• Provided data:
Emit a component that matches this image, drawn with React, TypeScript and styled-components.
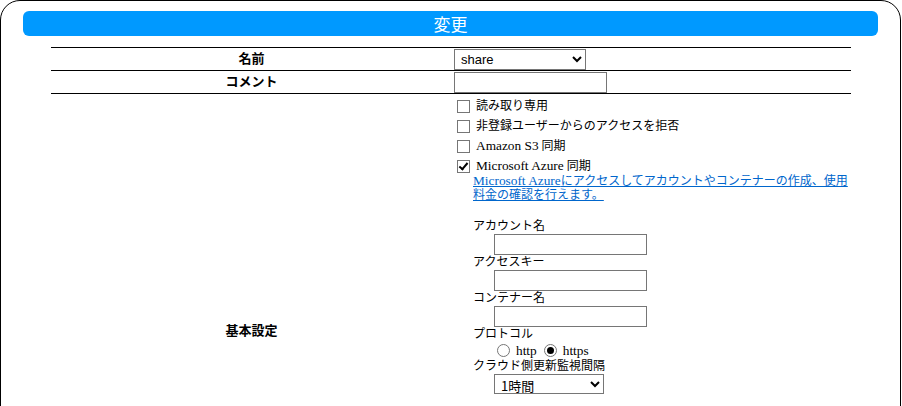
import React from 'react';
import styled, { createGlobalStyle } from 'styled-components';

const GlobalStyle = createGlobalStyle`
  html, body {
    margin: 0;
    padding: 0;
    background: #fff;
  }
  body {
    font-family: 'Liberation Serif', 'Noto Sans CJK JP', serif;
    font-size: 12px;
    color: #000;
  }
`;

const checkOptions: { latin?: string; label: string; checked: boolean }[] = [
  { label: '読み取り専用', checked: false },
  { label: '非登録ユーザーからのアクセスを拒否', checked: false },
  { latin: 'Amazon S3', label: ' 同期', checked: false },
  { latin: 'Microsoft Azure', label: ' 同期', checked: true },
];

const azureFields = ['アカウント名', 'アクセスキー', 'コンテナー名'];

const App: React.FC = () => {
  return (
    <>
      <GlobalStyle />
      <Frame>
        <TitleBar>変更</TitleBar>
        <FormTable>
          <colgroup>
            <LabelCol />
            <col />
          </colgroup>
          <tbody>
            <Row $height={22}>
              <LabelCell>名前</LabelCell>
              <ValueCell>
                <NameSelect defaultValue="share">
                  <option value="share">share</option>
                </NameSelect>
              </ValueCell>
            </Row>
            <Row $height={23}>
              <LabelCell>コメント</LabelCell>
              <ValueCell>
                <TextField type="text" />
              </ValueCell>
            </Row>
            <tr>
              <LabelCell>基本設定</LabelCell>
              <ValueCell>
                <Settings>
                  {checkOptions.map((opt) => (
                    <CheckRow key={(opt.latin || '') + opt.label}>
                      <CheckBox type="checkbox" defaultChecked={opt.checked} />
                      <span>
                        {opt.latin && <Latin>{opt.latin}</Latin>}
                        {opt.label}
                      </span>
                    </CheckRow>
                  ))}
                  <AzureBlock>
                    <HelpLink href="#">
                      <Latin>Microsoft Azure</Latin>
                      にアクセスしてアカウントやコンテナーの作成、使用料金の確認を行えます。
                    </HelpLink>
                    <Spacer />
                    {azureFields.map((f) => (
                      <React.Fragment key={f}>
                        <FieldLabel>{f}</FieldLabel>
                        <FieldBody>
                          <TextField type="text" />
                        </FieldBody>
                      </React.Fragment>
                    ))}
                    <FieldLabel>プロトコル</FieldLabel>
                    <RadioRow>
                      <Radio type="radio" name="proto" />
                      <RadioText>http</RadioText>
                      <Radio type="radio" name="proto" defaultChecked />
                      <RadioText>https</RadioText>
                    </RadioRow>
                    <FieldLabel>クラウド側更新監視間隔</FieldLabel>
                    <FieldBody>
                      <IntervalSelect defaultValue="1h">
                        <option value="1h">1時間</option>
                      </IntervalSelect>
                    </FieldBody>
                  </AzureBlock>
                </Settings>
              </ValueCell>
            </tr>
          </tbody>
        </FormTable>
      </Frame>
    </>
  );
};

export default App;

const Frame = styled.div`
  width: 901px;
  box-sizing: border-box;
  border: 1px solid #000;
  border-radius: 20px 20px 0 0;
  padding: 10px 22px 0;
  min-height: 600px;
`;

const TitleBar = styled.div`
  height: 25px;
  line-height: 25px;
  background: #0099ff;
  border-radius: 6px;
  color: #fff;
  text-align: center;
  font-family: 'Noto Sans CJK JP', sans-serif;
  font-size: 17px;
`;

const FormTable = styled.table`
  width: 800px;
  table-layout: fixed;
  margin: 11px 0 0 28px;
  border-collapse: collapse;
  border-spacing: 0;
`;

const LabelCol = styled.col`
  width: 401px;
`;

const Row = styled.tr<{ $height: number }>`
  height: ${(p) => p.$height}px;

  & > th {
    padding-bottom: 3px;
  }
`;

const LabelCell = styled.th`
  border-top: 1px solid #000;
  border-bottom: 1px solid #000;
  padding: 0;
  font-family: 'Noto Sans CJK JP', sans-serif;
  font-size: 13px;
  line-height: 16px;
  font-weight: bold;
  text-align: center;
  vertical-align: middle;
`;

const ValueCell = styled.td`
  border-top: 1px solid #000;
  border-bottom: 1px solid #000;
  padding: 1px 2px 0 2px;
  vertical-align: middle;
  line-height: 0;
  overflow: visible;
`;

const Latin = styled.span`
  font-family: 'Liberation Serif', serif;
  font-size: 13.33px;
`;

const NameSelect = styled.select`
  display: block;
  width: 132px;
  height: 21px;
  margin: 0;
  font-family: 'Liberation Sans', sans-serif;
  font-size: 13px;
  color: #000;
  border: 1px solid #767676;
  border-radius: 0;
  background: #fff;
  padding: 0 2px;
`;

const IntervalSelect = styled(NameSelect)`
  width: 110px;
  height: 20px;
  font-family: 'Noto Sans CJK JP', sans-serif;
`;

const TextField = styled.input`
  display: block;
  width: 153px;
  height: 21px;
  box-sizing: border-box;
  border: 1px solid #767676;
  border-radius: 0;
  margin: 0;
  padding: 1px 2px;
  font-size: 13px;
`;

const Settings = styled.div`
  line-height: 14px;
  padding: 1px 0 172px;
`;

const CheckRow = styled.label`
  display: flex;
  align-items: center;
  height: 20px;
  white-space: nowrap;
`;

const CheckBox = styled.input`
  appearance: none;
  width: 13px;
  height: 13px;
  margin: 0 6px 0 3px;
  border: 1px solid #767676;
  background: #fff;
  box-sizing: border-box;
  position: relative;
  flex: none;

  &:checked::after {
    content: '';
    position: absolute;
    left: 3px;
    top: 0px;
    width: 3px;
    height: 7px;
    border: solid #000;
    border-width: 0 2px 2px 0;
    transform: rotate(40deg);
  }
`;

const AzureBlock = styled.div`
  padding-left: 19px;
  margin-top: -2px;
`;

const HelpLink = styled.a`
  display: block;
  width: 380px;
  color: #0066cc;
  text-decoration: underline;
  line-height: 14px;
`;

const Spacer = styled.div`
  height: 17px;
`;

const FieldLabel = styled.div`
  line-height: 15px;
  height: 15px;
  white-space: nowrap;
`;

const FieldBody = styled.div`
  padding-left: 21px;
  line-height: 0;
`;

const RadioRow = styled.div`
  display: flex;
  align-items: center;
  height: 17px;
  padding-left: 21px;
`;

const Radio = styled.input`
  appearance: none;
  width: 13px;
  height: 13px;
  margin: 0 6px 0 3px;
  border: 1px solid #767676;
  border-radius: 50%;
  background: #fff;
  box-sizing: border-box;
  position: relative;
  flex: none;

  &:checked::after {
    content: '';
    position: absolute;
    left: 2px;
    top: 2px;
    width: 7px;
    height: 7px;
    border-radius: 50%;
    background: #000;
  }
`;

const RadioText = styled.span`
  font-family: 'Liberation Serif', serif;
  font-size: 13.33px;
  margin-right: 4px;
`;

• Task objective:
Give all the lines above again, character for character, without pictures.

• Output of the exercise:
Emit a component that matches this image, drawn with React, TypeScript and styled-components.
import React from 'react';
import styled, { createGlobalStyle } from 'styled-components';

const GlobalStyle = createGlobalStyle`
  html, body {
    margin: 0;
    padding: 0;
    background: #fff;
  }
  body {
    font-family: 'Liberation Serif', 'Noto Sans CJK JP', serif;
    font-size: 12px;
    color: #000;
  }
`;

const checkOptions: { latin?: string; label: string; checked: boolean }[] = [
  { label: '読み取り専用', checked: false },
  { label: '非登録ユーザーからのアクセスを拒否', checked: false },
  { latin: 'Amazon S3', label: ' 同期', checked: false },
  { latin: 'Microsoft Azure', label: ' 同期', checked: true },
];

const azureFields = ['アカウント名', 'アクセスキー', 'コンテナー名'];

const App: React.FC = () => {
  return (
    <>
      <GlobalStyle />
      <Frame>
        <TitleBar>変更</TitleBar>
        <FormTable>
          <colgroup>
            <LabelCol />
            <col />
          </colgroup>
          <tbody>
            <Row $height={22}>
              <LabelCell>名前</LabelCell>
              <ValueCell>
                <NameSelect defaultValue="share">
                  <option value="share">share</option>
                </NameSelect>
              </ValueCell>
            </Row>
            <Row $height={23}>
              <LabelCell>コメント</LabelCell>
              <ValueCell>
                <TextField type="text" />
              </ValueCell>
            </Row>
            <tr>
              <LabelCell>基本設定</LabelCell>
              <ValueCell>
                <Settings>
                  {checkOptions.map((opt) => (
                    <CheckRow key={(opt.latin || '') + opt.label}>
                      <CheckBox type="checkbox" defaultChecked={opt.checked} />
                      <span>
                        {opt.latin && <Latin>{opt.latin}</Latin>}
                        {opt.label}
                      </span>
                    </CheckRow>
                  ))}
                  <AzureBlock>
                    <HelpLink href="#">
                      <Latin>Microsoft Azure</Latin>
                      にアクセスしてアカウントやコンテナーの作成、使用料金の確認を行えます。
                    </HelpLink>
                    <Spacer />
                    {azureFields.map((f) => (
                      <React.Fragment key={f}>
                        <FieldLabel>{f}</FieldLabel>
                        <FieldBody>
                          <TextField type="text" />
                        </FieldBody>
                      </React.Fragment>
                    ))}
                    <FieldLabel>プロトコル</FieldLabel>
                    <RadioRow>
                      <Radio type="radio" name="proto" />
                      <RadioText>http</RadioText>
                      <Radio type="radio" name="proto" defaultChecked />
                      <RadioText>https</RadioText>
                    </RadioRow>
                    <FieldLabel>クラウド側更新監視間隔</FieldLabel>
                    <FieldBody>
                      <IntervalSelect defaultValue="1h">
                        <option value="1h">1時間</option>
                      </IntervalSelect>
                    </FieldBody>
                  </AzureBlock>
                </Settings>
              </ValueCell>
            </tr>
          </tbody>
        </FormTable>
      </Frame>
    </>
  );
};

export default App;

const Frame = styled.div`
  width: 901px;
  box-sizing: border-box;
  border: 1px solid #000;
  border-radius: 20px 20px 0 0;
  padding: 10px 22px 0;
  min-height: 600px;
`;

const TitleBar = styled.div`
  height: 25px;
  line-height: 25px;
  background: #0099ff;
  border-radius: 6px;
  color: #fff;
  text-align: center;
  font-family: 'Noto Sans CJK JP', sans-serif;
  font-size: 17px;
`;

const FormTable = styled.table`
  width: 800px;
  table-layout: fixed;
  margin: 11px 0 0 28px;
  border-collapse: collapse;
  border-spacing: 0;
`;

const LabelCol = styled.col`
  width: 401px;
`;

const Row = styled.tr<{ $height: number }>`
  height: ${(p) => p.$height}px;

  & > th {
    padding-bottom: 3px;
  }
`;

const LabelCell = styled.th`
  border-top: 1px solid #000;
  border-bottom: 1px solid #000;
  padding: 0;
  font-family: 'Noto Sans CJK JP', sans-serif;
  font-size: 13px;
  line-height: 16px;
  font-weight: bold;
  text-align: center;
  vertical-align: middle;
`;

const ValueCell = styled.td`
  border-top: 1px solid #000;
  border-bottom: 1px solid #000;
  padding: 1px 2px 0 2px;
  vertical-align: middle;
  line-height: 0;
  overflow: visible;
`;

const Latin = styled.span`
  font-family: 'Liberation Serif', serif;
  font-size: 13.33px;
`;

const NameSelect = styled.select`
  display: block;
  width: 132px;
  height: 21px;
  margin: 0;
  font-family: 'Liberation Sans', sans-serif;
  font-size: 13px;
  color: #000;
  border: 1px solid #767676;
  border-radius: 0;
  background: #fff;
  padding: 0 2px;
`;

const IntervalSelect = styled(NameSelect)`
  width: 110px;
  height: 20px;
  font-family: 'Noto Sans CJK JP', sans-serif;
`;

const TextField = styled.input`
  display: block;
  width: 153px;
  height: 21px;
  box-sizing: border-box;
  border: 1px solid #767676;
  border-radius: 0;
  margin: 0;
  padding: 1px 2px;
  font-size: 13px;
`;

const Settings = styled.div`
  line-height: 14px;
  padding: 1px 0 172px;
`;

const CheckRow = styled.label`
  display: flex;
  align-items: center;
  height: 20px;
  white-space: nowrap;
`;

const CheckBox = styled.input`
  appearance: none;
  width: 13px;
  height: 13px;
  margin: 0 6px 0 3px;
  border: 1px solid #767676;
  background: #fff;
  box-sizing: border-box;
  position: relative;
  flex: none;

  &:checked::after {
    content: '';
    position: absolute;
    left: 3px;
    top: 0px;
    width: 3px;
    height: 7px;
    border: solid #000;
    border-width: 0 2px 2px 0;
    transform: rotate(40deg);
  }
`;

const AzureBlock = styled.div`
  padding-left: 19px;
  margin-top: -2px;
`;

const HelpLink = styled.a`
  display: block;
  width: 380px;
  color: #0066cc;
  text-decoration: underline;
  line-height: 14px;
`;

const Spacer = styled.div`
  height: 17px;
`;

const FieldLabel = styled.div`
  line-height: 15px;
  height: 15px;
  white-space: nowrap;
`;

const FieldBody = styled.div`
  padding-left: 21px;
  line-height: 0;
`;

const RadioRow = styled.div`
  display: flex;
  align-items: center;
  height: 17px;
  padding-left: 21px;
`;

const Radio = styled.input`
  appearance: none;
  width: 13px;
  height: 13px;
  margin: 0 6px 0 3px;
  border: 1px solid #767676;
  border-radius: 50%;
  background: #fff;
  box-sizing: border-box;
  position: relative;
  flex: none;

  &:checked::after {
    content: '';
    position: absolute;
    left: 2px;
    top: 2px;
    width: 7px;
    height: 7px;
    border-radius: 50%;
    background: #000;
  }
`;

const RadioText = styled.span`
  font-family: 'Liberation Serif', serif;
  font-size: 13.33px;
  margin-right: 4px;
`;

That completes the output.